Le second défi a trait à la stratégie de défense.
Est-il responsable, quand la décision est prise d’intervenir militairement, de faire le premier pas si nous ne sommes pas capables de financer le dernier ? Je rappelle que 8 500 militaires sont actuellement engagés sur des opérations extérieures, dans différents milieux : terrestre, naval et aérien. Nous menons notamment des opérations aériennes en Irak et des interventions au sol en Centrafrique et au Mali. Le rôle de la France est primordial, d’autant qu’aucun pays européen ne s’investit avec la même ampleur.
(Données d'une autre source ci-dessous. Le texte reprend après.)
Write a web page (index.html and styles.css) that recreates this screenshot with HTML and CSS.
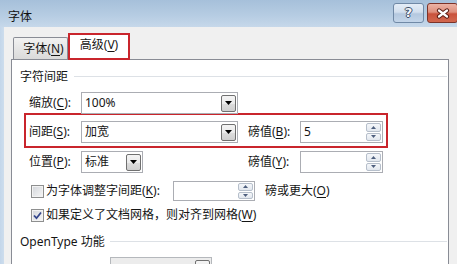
FILE: index.html
```html
<!DOCTYPE html>
<html lang="zh-CN">
<head>
<meta charset="utf-8">
<title>字体</title>
<link rel="stylesheet" href="styles.css">
</head>
<body>
<div class="window">
  <div class="titlebar">
    <div class="title">字体</div>
    <div class="caption-buttons">
      <div class="cap-btn help"><span class="q">?</span></div>
      <div class="cap-btn close">
        <svg width="14" height="11" viewBox="0 0 14 11"><path d="M3 2.5L11 8.5M11 2.5L3 8.5" stroke="#5a1c14" stroke-width="4.2" stroke-linecap="round"/><path d="M3 2.5L11 8.5M11 2.5L3 8.5" stroke="#ffffff" stroke-width="2.2" stroke-linecap="round"/></svg>
      </div>
    </div>
  </div>
  <div class="main">
    <div class="frame-left"></div>
    <div class="content">
      <div class="tabs">
        <div class="tab">字体(<u>N</u>)</div>
        <div class="tab active">高级(<u>V</u>)</div>
      </div>
      <div class="panel">
        <div class="group-header"><span>字符间距</span><i class="rule"></i></div>

        <div class="row r-scale">
          <span class="label">缩放(<u>C</u>):</span>
          <div class="combo w-wide"><span class="val">100%</span><span class="drop"><svg width="7" height="4" viewBox="0 0 7 4"><path d="M0 0H7L3.5 4Z" fill="#000"/></svg></span></div>
        </div>

        <div class="row highlight">
          <span class="label">间距(<u>S</u>):</span>
          <div class="cell"><div class="combo w-wide"><span class="val">加宽</span><span class="drop"><svg width="7" height="4" viewBox="0 0 7 4"><path d="M0 0H7L3.5 4Z" fill="#000"/></svg></span></div></div>
          <span class="label">磅值(<u>B</u>):</span>
          <div class="spin w-spin"><span class="val">5</span><span class="spinner"><i><svg width="5" height="3" viewBox="0 0 5 3"><path d="M0 3H5L2.5 0Z" fill="#4e5f7e"/></svg></i><i><svg width="5" height="3" viewBox="0 0 5 3"><path d="M0 0H5L2.5 3Z" fill="#4e5f7e"/></svg></i></span></div>
        </div>

        <div class="row r-pos">
          <span class="label">位置(<u>P</u>):</span>
          <div class="cell"><div class="combo w-narrow"><span class="val">标准</span><span class="drop"><svg width="7" height="4" viewBox="0 0 7 4"><path d="M0 0H7L3.5 4Z" fill="#000"/></svg></span></div></div>
          <span class="label">磅值(<u>Y</u>):</span>
          <div class="spin w-spin"><span class="val"></span><span class="spinner"><i><svg width="5" height="3" viewBox="0 0 5 3"><path d="M0 3H5L2.5 0Z" fill="#4e5f7e"/></svg></i><i><svg width="5" height="3" viewBox="0 0 5 3"><path d="M0 0H5L2.5 3Z" fill="#4e5f7e"/></svg></i></span></div>
        </div>

        <div class="row r-kern">
          <span class="checkbox"></span>
          <span class="cb-label">为字体调整字间距(<u>K</u>):</span>
          <div class="spin w-small"><span class="val"></span><span class="spinner"><i><svg width="5" height="3" viewBox="0 0 5 3"><path d="M0 3H5L2.5 0Z" fill="#4e5f7e"/></svg></i><i><svg width="5" height="3" viewBox="0 0 5 3"><path d="M0 0H5L2.5 3Z" fill="#4e5f7e"/></svg></i></span></div>
          <span class="after">磅或更大(<u>O</u>)</span>
        </div>

        <div class="row r-grid">
          <span class="checkbox checked"><svg width="11" height="11" viewBox="0 0 11 11"><path d="M2 5.5L4.5 8.2L9 2.5" fill="none" stroke="#34468c" stroke-width="1.8"/></svg></span>
          <span>如果定义了文档网格，则对齐到网格(<u>W</u>)</span>
        </div>

        <div class="group-header g-open"><span>OpenType 功能</span><i class="rule"></i></div>

        <div class="row r-bottom">
          <div class="combo w-bottom disabled"><span class="val"></span><span class="drop"><svg width="7" height="4" viewBox="0 0 7 4"><path d="M0 0H7L3.5 4Z" fill="#000"/></svg></span></div>
        </div>
      </div>
    </div>
  </div>
</div>
</body>
</html>
```

FILE: styles.css
```css
* { box-sizing: border-box; }
html, body { margin: 0; padding: 0; }
body {
  width: 457px;
  height: 264px;
  overflow: hidden;
  background: #f0f0f0;
  font-family: "Noto Sans", "Noto Sans CJK SC", sans-serif;
  font-size: 12px;
  line-height: 16px;
  color: #151515;
}
u { text-decoration: underline; text-underline-offset: 2px; text-decoration-thickness: 1px; }

.window { display: flex; flex-direction: column; height: 264px; overflow: hidden; }

.titlebar {
  height: 27px;
  flex: none;
  display: flex;
  justify-content: space-between;
  align-items: flex-start;
  background: linear-gradient(#a6c0da, #b7cde3 60%, #c6d8ea);
}
.title { padding-left: 8px; margin-top: 9px; color: #111; }
.caption-buttons { display: flex; gap: 3px; margin-top: 3px; margin-right: -1px; }
.cap-btn {
  height: 20px;
  border-radius: 3px;
  display: flex;
  align-items: center;
  justify-content: center;
}
.help {
  width: 31px;
  border: 1px solid #7089a6;
  background: linear-gradient(#e4edf7 0%, #d2dfee 45%, #b4c8df 55%, #c3d5e9 100%);
}
.help .q {
  font-family: "DejaVu Sans", sans-serif;
  font-weight: bold;
  font-size: 13px;
  line-height: 14px;
  color: #f4f6fa;
  text-shadow: 1px 0 #3c4d68, -1px 0 #3c4d68, 0 1px #3c4d68, 0 -1px #3c4d68;
}
.close {
  width: 31px;
  border: 1px solid #7c3329;
  background: linear-gradient(#ebb3a5 0%, #de8f7d 45%, #c9523c 55%, #d2684f 100%);
}

.main { flex: 1; display: flex; min-height: 0; overflow: hidden; }
.frame-left { width: 4px; flex: none; background: linear-gradient(90deg, #c3d6ea, #cddded); }
.content { flex: 1; display: flex; flex-direction: column; padding-top: 6px; min-width: 0; min-height: 0; overflow: hidden; }

.tabs { display: flex; align-items: flex-end; margin-left: 9px; height: 26px; flex: none; }
.tab {
  height: 22px;
  padding: 0 0 0 6px;
  width: 55px;
  border: 1px solid #898c95;
  border-bottom: none;
  border-radius: 2px 2px 0 0;
  background: linear-gradient(#f2f2f2, #e6e6e6 50%, #dadada);
  display: flex;
  align-items: center;
  justify-content: center;
  white-space: nowrap;
}
.tab.active {
  position: relative;
  width: 62px;
  height: 27px;
  margin-bottom: -1px;
  border: 2px solid #c9252c;
  border-radius: 0;
  background: #fff;
  padding: 0 0 4px 0;
}

.panel {
  flex: 1;
  min-height: 0;
  overflow: hidden;
  margin-left: 7px;
  width: 438px;
  background: #fff;
  border: 1px solid #898c95;
  border-bottom: none;
  padding-top: 9px;
}

.group-header {
  display: flex;
  align-items: center;
  height: 16px;
  padding-left: 8px;
  padding-right: 1px;
  white-space: nowrap;
}
.rule { flex: 1; height: 1px; background: #dde1e6; margin-left: 6px; margin-top: -1px; }
.g-open { margin-top: 11px; }
.g-open .rule { margin-left: 5px; }

.row { display: flex; align-items: center; white-space: nowrap; }
.label { width: 52px; flex: none; }
.cell { width: 157px; flex: none; margin-right: 10px; }

.r-scale { margin-top: 7px; padding-left: 17px; height: 22px; }
.highlight {
  margin-top: -1px;
  margin-left: 12px;
  width: 364px;
  height: 35px;
  border: 2px solid #c9252c;
  padding: 6px 3px 3px 3px;
}
.r-pos { margin-top: 3px; padding-left: 17px; height: 22px; }
.r-kern { margin-top: 8px; padding-left: 19px; height: 20px; }
.r-grid { margin-top: 6px; padding-left: 19px; height: 16px; }
.r-bottom { margin-top: 7px; padding-left: 98px; }

.combo {
  height: 22px;
  border: 1px solid #abadb3;
  background: #fff;
  display: flex;
  align-items: center;
}
.combo .val { flex: 1; padding-left: 3px; }
.w-wide { width: 157px; }
.w-narrow { width: 62px; }
.w-bottom { width: 102px; }
.combo.disabled { background: #ececec; border-color: #b5b8bc; }

.drop {
  width: 15px;
  height: 17px;
  margin-right: 1px;
  flex: none;
  border: 1px solid #707070;
  border-radius: 2px;
  background: linear-gradient(#f4f4f4, #ebebeb 50%, #dddddd 50%, #cfcfcf);
  display: flex;
  align-items: center;
  justify-content: center;
}
.drop svg { display: block; }

.spin {
  height: 22px;
  border: 1px solid #abadb3;
  background: #fff;
  display: flex;
  align-items: center;
  flex: none;
}
.spin .val { flex: 1; padding-left: 3px; }
.w-spin { width: 83px; }
.w-small { width: 82px; height: 20px; }
.spinner {
  width: 15px;
  height: 100%;
  margin-right: 1px;
  padding: 1px 0;
  display: flex;
  flex-direction: column;
  gap: 1px;
  flex: none;
}
.spinner i {
  flex: 1;
  border: 1px solid #b6bfcb;
  border-radius: 2px;
  background: linear-gradient(#f5f7fa, #e2e7ee);
  display: flex;
  align-items: center;
  justify-content: center;
}
.spinner svg { display: block; }

.checkbox {
  width: 13px;
  height: 13px;
  flex: none;
  margin-right: 2px;
  border: 1px solid #8e8f8f;
  background: linear-gradient(135deg, #d2d5da, #f7f7f7);
  box-shadow: inset 0 0 0 1px #f3f3f3;
  display: flex;
  align-items: center;
  justify-content: center;
}
.checkbox svg { display: block; }
.cb-label { width: 127px; flex: none; }
.after { margin-left: 10px; }
```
Pourtant, c’est pour la sécurité de tous que nous intervenons.
De plus, la menace terroriste a durement frappé notre pays, en janvier. Elle conduit au déploiement d’une très vaste opération intérieure, l’opération Sentinelle, qui mobilise près de 10 000 personnes.
Monsieur le ministre, nous approuvons le choix de maintenir un niveau élevé de présence sur la scène internationale, tout en garantissant la protection de nos concitoyens. Mais la conséquence de la conjonction de ces deux engagements est simple : nous avons besoin d’hommes, de matériels et de financements. Or, en l’état actuel, la LPM n’est pas en phase avec cette politique. Les dépenses augmentent quand les financements sont absents.
Il ne reste, selon nous, qu’une seule alternative : soit nous limitons nos interventions extérieures en recentrant nos forces, soit nous accroissons les moyens mis à la disposition de notre défense en trouvant des financements.